American statistics highlight the problem. Today, more college graduates will become salespeople than any other career. However, less than a dozen of the more than 4000 colleges and universities have established formal sales programs. In South Africa, as far as I know, only the University of Johannesburg offers a national diploma in sales – but no degree course.
There is a desperate shortage of capable salespeople and ,in many industries ranging from media and IT, to life assurance, companies wage a destructive war of attrition, poaching successful salespeople from their competitors, lacking the appetite or ability to identify and recruit young, energetic, and talented salespeople who simply lack a track record. It will take a significant effort from our universities to develop sufficient numbers of talented and professionally trained salespeople to meet our current business needs.

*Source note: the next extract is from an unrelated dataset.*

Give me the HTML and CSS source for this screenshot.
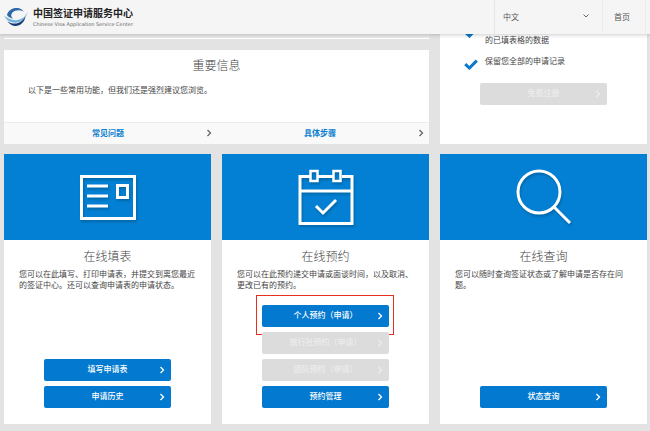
FILE: index.html
```html
<!DOCTYPE html>
<html lang="zh-CN">
	<head>
		<meta charset="UTF-8" />
		<meta name="viewport" content="width=device-width, initial-scale=1.0" />
		<title>中国签证申请服务中心</title>
		<link rel="stylesheet" href="styles.css">
	</head>
	<body>
		<svg width="0" height="0" class="sprite" aria-hidden="true">
			<symbol id="arrow" viewBox="0 0 6 8">
				<path d="M1.5 1 4.5 4 1.5 7" fill="none" stroke="currentColor" stroke-width="1.3" />
			</symbol>
			<symbol id="tick" viewBox="0 0 14 11">
				<path d="M1.2 5.2 5.4 9 12.8 1.6" fill="none" stroke="currentColor" stroke-width="3" />
			</symbol>
		</svg>

		<header class="header">
			<a class="brand" href="#">
				<svg class="brand-logo" viewBox="0 0 24 20" aria-hidden="true">
					<path d="M3 8C4 3 9 .3 14 1c2.500.4 4.500 1.700 5.700 3.400C16 2.500 11 2.800 8.500 5.500 6.500 7.700 7.200 10 9 11.400 6 11 4 10 3 8z" fill="#2e69a8" />
					<path d="M23.600 4.800C21.500 10 17 13.200 11.800 13.200 7 13.200 3 11 .3 8.800 2.500 13.500 7 16 11.800 15.700 17.500 15.300 22.300 11 23.600 4.800z" fill="#71b5dc" />
					<path d="M21.500 9.500C20.500 15.500 16 19.200 11 18.900 7.500 18.700 4.700 16.600 3.300 14 6.500 16.600 10.500 17.200 14 16 17.300 14.800 19.800 12.500 21.500 9.500z" fill="#173b78" />
				</svg>
				<span class="brand-text">
					<span class="brand-name">中国签证申请服务中心</span>
					<span class="brand-sub">Chinese Visa Application Service Center</span>
				</span>
			</a>
			<div class="language">
				<select class="language-select" aria-label="语言">
					<option>中文</option>
				</select>
				<svg class="language-arrow" viewBox="0 0 8 6" aria-hidden="true">
					<path d="M1.500 1.500 4 4 6.500 1.500" fill="none" stroke="currentColor" />
				</svg>
			</div>
			<a class="home" href="#">首页</a>
		</header>

		<main class="page">
			<div class="top-left">
				<div class="banner"></div>
				<section class="card info">
					<h2 class="title">重要信息</h2>
					<p class="info-text">以下是一些常用功能，但我们还是强烈建议您浏览。</p>
					<nav class="info-links">
						<a class="info-link" href="#">常见问题<svg class="arrow"><use href="#arrow" /></svg></a>
						<a class="info-link" href="#">具体步骤<svg class="arrow"><use href="#arrow" /></svg></a>
					</nav>
				</section>
			</div>

			<section class="card account">
				<ul class="benefits">
					<li class="benefit"><svg class="tick"><use href="#tick" /></svg><span><br />的已填表格的数据</span></li>
					<li class="benefit"><svg class="tick"><use href="#tick" /></svg>保留您全部的申请记录</li>
				</ul>
				<button type="button" class="btn" disabled>免费注册<svg class="arrow"><use href="#arrow" /></svg></button>
			</section>

			<section class="card service">
				<div class="hero">
					<svg class="hero-icon" viewBox="0 0 60 60" fill="none" stroke="#fff" aria-hidden="true">
						<path d="M3.500 9.500h53v42h-53z" stroke-width="3" />
						<path d="M9 19h21M9 29h21M9 39h21" stroke-width="3" />
						<path d="M39.500 18.500h10v12h-10z" stroke-width="3" />
					</svg>
				</div>
				<h2 class="title">在线填表</h2>
				<p class="desc">您可以在此填写、打印申请表，并提交到离您最近的签证中心。还可以查询申请表的申请状态。</p>
				<div class="actions">
					<button type="button" class="btn">填写申请表<svg class="arrow"><use href="#arrow" /></svg></button>
					<button type="button" class="btn">申请历史<svg class="arrow"><use href="#arrow" /></svg></button>
				</div>
			</section>

			<section class="card service">
				<div class="hero">
					<svg class="hero-icon" viewBox="0 0 60 60" fill="none" stroke="#fff" aria-hidden="true">
						<path d="M14 9.500H4v47h52v-47H46M22 9.500h15M4 24h52" stroke-width="3" />
						<path d="M14.500 4h7v10h-7zM37.500 4h7v10h-7z" stroke-width="2.500" />
						<path d="M20 39l7 7 13-13" stroke-width="3" />
					</svg>
				</div>
				<h2 class="title">在线预约</h2>
				<p class="desc">您可以在此预约递交申请或面谈时间，以及取消、更改已有的预约。</p>
				<div class="actions">
					<button type="button" class="btn marked">个人预约（申请）<svg class="arrow"><use href="#arrow" /></svg></button>
					<button type="button" class="btn" disabled>旅行社预约（申请）<svg class="arrow"><use href="#arrow" /></svg></button>
					<button type="button" class="btn" disabled>团队预约（申请）<svg class="arrow"><use href="#arrow" /></svg></button>
					<button type="button" class="btn">预约管理<svg class="arrow"><use href="#arrow" /></svg></button>
				</div>
			</section>

			<section class="card service">
				<div class="hero">
					<svg class="hero-icon" viewBox="0 0 60 60" fill="none" stroke="#fff" stroke-width="3" aria-hidden="true">
						<circle cx="25" cy="25" r="21" />
						<path d="M40 40l16 16" />
					</svg>
				</div>
				<h2 class="title">在线查询</h2>
				<p class="desc">您可以随时查询签证状态或了解申请是否存在问题。</p>
				<div class="actions">
					<button type="button" class="btn">状态查询<svg class="arrow"><use href="#arrow" /></svg></button>
				</div>
			</section>
		</main>
	</body>
</html>
```

FILE: styles.css
```css
* {
	box-sizing: border-box;
}
body {
	margin: 0;
	background-color: #e3e3e3;
	color: #444;
	font-family: 'Liberation Sans', 'Noto Sans CJK SC', sans-serif;
	font-size: 8px;
	line-height: 11px;
}
h2,
p,
ul {
	margin: 0;
	padding: 0;
}
a {
	color: inherit;
	text-decoration: none;
}
.sprite {
	position: absolute;
}

/* header */
.header {
	position: sticky;
	top: 0;
	z-index: 1;
	display: flex;
	height: 34px;
	padding-right: 4px;
	background-color: #f5f5f5;
	box-shadow: 0 1px 4px rgba(0, 0, 0, 0.2);
}
.brand {
	display: flex;
	align-items: center;
	gap: 5px;
	margin-right: auto;
	padding-left: 4px;
}
.brand-logo {
	width: 24px;
	height: 20px;
}
.brand-text {
	display: flex;
	flex-direction: column;
}
.brand-name {
	color: #222;
	font-size: 10px;
	font-weight: bold;
	line-height: 13px;
}
.brand-sub {
	color: #666;
	font-family: 'DejaVu Sans', sans-serif;
	font-size: 5px;
	line-height: 8px;
}
.language {
	position: relative;
	width: 108px;
	border-left: 1px solid #e6e6e6;
}
.language-select {
	width: 100%;
	height: 100%;
	padding: 0 8px;
	border: 0;
	background: none;
	color: #555;
	font: inherit;
	appearance: none;
}
.language-arrow {
	position: absolute;
	top: 13px;
	right: 12px;
	width: 8px;
	height: 6px;
	color: #666;
	pointer-events: none;
}
.home {
	display: flex;
	align-items: center;
	justify-content: center;
	width: 44px;
	padding-right: 4px;
	border: 1px solid #ececec;
	border-width: 0 1px;
	color: #555;
}

/* cards */
.page {
	display: grid;
	grid-template-columns: repeat(3, 1fr);
	gap: 10px 11px;
	padding: 0 3px 7px 4px;
}
.card {
	display: flex;
	flex-direction: column;
	background-color: #fff;
}
.title {
	color: #444;
	font-size: 12px;
	font-weight: 300;
	line-height: 16px;
	text-align: center;
}
.top-left {
	display: flex;
	flex-direction: column;
	grid-column: span 2;
	gap: 11px;
}
.banner {
	height: 5px;
	border-bottom: 1px solid #fff;
	background-color: #e9e9e9;
}
.info {
	padding-top: 8px;
}
.info-text {
	padding: 11px 24px 26px;
}
.info-links {
	display: grid;
	grid-template-columns: 1fr 1fr;
	gap: 5px;
	padding: 0 3px;
	border-top: 1px solid #ececec;
	background-color: #f9f9f9;
}
.info-link {
	position: relative;
	padding-right: 5px;
	color: #0b80d0;
	font-weight: bold;
	line-height: 21px;
	text-align: center;
}
.info-link .arrow {
	top: 6px;
	right: 2px;
	color: #666;
}
.arrow {
	position: absolute;
	width: 6px;
	height: 8px;
}

/* account */
.account {
	align-items: center;
	padding: 0 24px;
}
/* the list is scrolled partly under the header */
.benefits {
	display: flex;
	flex-direction: column;
	align-self: stretch;
	gap: 10px;
	margin: -10px 0 13px;
	list-style: none;
}
.benefit {
	display: flex;
	gap: 7px;
}
.tick {
	width: 14px;
	height: 11px;
	margin-top: 3px;
	color: #0b78c8;
}

/* services */
.service {
	min-height: 270px;
	padding-bottom: 16px;
}
.hero {
	display: flex;
	align-items: center;
	justify-content: center;
	height: 86px;
	margin-bottom: 9px;
	background-color: #0380d3;
}
.hero-icon {
	width: 60px;
	height: 60px;
	filter: drop-shadow(1px 2px 1px rgba(0, 0, 0, 0.2));
}
.desc {
	padding: 4px 14px 0 15px;
}
.actions {
	display: flex;
	flex-direction: column;
	align-items: center;
	gap: 5px;
	margin-top: auto;
}
.btn {
	position: relative;
	width: 127px;
	height: 22px;
	padding: 0;
	border: 0;
	border-radius: 2px;
	background-color: #0379cf;
	color: #fff;
	font: inherit;
	font-weight: 500;
	line-height: 22px;
	cursor: pointer;
}
.btn .arrow {
	top: 7px;
	right: 6px;
}
.btn:disabled {
	background-color: #dcdcdc;
	color: #ececec;
	cursor: default;
}
.marked::after {
	content: '';
	position: absolute;
	inset: -10px -5px -8px -6px;
	border: 1px solid #e8301f;
}
```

The current situation is pretty dire, and many sales forces get by on the herculean efforts of a relatively small percentage of salespeople to deliver the bulk of the company's revenues and profits.
In the absence of any meaningful support from our universities, companies will have to rely largely on their own resources, making use of credible sources of research, training and recruitment.
The August 2006 edition of Harvard Business Review was devoted entirely to sales. Hopefully this heralds an awakening and a realisation that sales must and will professionalise. The days of Willy Lohman and “Glengarry Glen Ross” are fading quickly.